Rose, confused over who "Anderbobo" is, comes up with a scenario where Dorothy marries Elliot. "They could have a child!", she tells Blanche, soon correcting herself with, "They could adopt a child!". This imaginary child, whom Rose names "Mei-Ling", will have her coming out party ruined when Dorothy overhears the towel lady tell someone at the country club that Elliot has bonged every female member.

McClanahan and White each have wonderful delivery in these two stories. They are equally hilarious, though McClanahan gets the edge because she gets to use Mei-Ling's story. After Dorothy refuses to believe her about Elliot, Blanche tells her that she's glad Mei-Ling's coming out party was ruined. When an understandably confused Dorothy asks what she is talking about, Blanche tells her to ask the towel lady. 

I think in this episode, Rue McClanahan was the standout performance. She mixed comic anger with genuine hurt about her predicament. She concludes on a joyful note, when after telling Dorothy that she has to think about forgiving her, she immediately says she thought about it and forgives her. While The Triangle is, according to Wikipedia the episode for which Bea Arthur was nominated as Outstanding Lead Actress in a Comedy Series that year, I think it should have been McClanahan who had the nomination for The Triangle.

The whole thing was delivered and set up perfectly. The Anderbeau and Mei-Ling stories, coupled with Sophia's first "Picture It: Sicily 1912" story, elevate The Triangle to a standout Golden Girls episode.

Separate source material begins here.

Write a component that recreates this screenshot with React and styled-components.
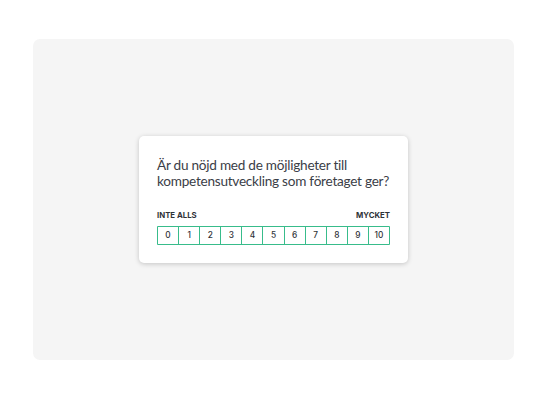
import React from "react";
import styled, { createGlobalStyle } from "styled-components";

const Global = createGlobalStyle`
  html, body { margin: 0; padding: 0; background: #ffffff; }
  body { font-family: Lato, "Noto Sans", sans-serif; }
`;

const Page = styled.div`
  width: 547px;
  height: 400px;
  box-sizing: border-box;
  padding: 39px 33px 40px 33px;
`;

const Stage = styled.div`
  height: 100%;
  background: #f5f5f5;
  border-radius: 7px;
  display: flex;
  align-items: center;
  justify-content: center;
`;

const Card = styled.div`
  width: 269px;
  box-sizing: border-box;
  background: #ffffff;
  border-radius: 5px;
  box-shadow: 0 1px 5px rgba(0, 0, 0, 0.2);
  padding: 21px 18px 18px 18px;
  margin-top: -1px;
`;

const Question = styled.p`
  margin: 0 0 21px 0;
  font-size: 13.6px;
  line-height: 16px;
  letter-spacing: -0.25px;
  color: #3b4047;
`;

const Labels = styled.div`
  display: flex;
  justify-content: space-between;
  font-family: Inter, sans-serif;
  font-size: 7.8px;
  line-height: 10px;
  font-weight: 700;
  color: #2f3338;
  margin-bottom: 6px;
`;

const Scale = styled.div`
  display: grid;
  grid-template-columns: repeat(11, 1fr);
  gap: 1px;
  padding: 1px;
  background: #38bc8b;
  border-radius: 1px;
  height: 19px;
  box-sizing: border-box;
`;

const Cell = styled.div`
  display: flex;
  align-items: center;
  justify-content: center;
  background: #ffffff;
  font-family: Inter, sans-serif;
  font-size: 8.3px;
  font-weight: 500;
  color: #2f3338;
`;

export default function App() {
  const nums = Array.from({ length: 11 }, (_, i) => i);
  return (
    <>
      <Global />
      <Page>
        <Stage>
          <Card>
            <Question>
              Är du nöjd med de möjligheter till kompetensutveckling som företaget ger?
            </Question>
            <Labels>
              <span>INTE ALLS</span>
              <span>MYCKET</span>
            </Labels>
            <Scale>
              {nums.map((n) => (
                <Cell key={n}>{n}</Cell>
              ))}
            </Scale>
          </Card>
        </Stage>
      </Page>
    </>
  );
}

However, what also works is how the characters fight and make up. You can see in each of their performances that Rose, Dorothy, Blanche and Sophia do care for and about each other. You see this in how Rose works hard to reconcile her friends. You see this the genuine anger and disbelief when Dorothy literally calls Blanche a slut. You see this when Dorothy goes and asks for forgiveness. 

The Triangle blends comedy and drama well, balancing the two in a strong fashion.

It is unresolved if Coco would have sided with Blanche or Dorothy.